-- begin --

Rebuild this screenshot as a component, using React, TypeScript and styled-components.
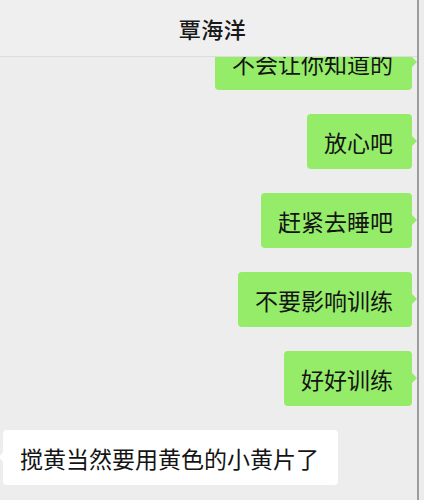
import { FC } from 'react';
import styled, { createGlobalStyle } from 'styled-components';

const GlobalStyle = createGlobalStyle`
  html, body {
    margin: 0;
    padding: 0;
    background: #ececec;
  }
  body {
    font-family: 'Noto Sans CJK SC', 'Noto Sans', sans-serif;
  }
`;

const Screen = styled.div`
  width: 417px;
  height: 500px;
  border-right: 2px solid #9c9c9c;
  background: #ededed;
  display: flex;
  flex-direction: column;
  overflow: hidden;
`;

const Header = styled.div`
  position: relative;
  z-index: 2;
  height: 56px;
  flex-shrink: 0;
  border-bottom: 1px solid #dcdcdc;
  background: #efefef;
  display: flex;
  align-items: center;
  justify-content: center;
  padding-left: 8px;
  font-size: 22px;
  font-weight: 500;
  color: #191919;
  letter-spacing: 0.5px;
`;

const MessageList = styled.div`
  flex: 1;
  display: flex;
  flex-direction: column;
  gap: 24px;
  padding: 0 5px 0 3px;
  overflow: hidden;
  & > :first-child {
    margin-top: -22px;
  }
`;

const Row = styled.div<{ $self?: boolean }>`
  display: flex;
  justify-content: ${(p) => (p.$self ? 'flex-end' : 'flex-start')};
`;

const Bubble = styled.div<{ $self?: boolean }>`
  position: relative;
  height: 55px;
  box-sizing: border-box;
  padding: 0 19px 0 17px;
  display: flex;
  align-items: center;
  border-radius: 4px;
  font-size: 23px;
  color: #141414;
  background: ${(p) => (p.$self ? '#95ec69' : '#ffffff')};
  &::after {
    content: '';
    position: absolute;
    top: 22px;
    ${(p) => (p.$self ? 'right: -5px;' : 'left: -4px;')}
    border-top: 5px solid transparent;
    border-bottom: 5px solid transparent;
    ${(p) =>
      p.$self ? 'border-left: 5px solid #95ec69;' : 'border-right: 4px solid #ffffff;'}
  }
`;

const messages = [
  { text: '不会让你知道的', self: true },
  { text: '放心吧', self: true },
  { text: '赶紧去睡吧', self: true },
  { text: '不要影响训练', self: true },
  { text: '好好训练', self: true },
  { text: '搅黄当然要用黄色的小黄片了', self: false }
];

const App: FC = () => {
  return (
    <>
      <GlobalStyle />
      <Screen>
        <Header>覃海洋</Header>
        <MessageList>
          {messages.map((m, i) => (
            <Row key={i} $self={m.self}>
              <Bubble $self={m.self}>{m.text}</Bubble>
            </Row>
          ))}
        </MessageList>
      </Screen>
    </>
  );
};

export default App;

-- end --

*Task instructions*.
Select every line where the word "components" occurs.

*Full solution*.
Rebuild this screenshot as a component, using React, TypeScript and styled-components.
import styled, { createGlobalStyle } from 'styled-components';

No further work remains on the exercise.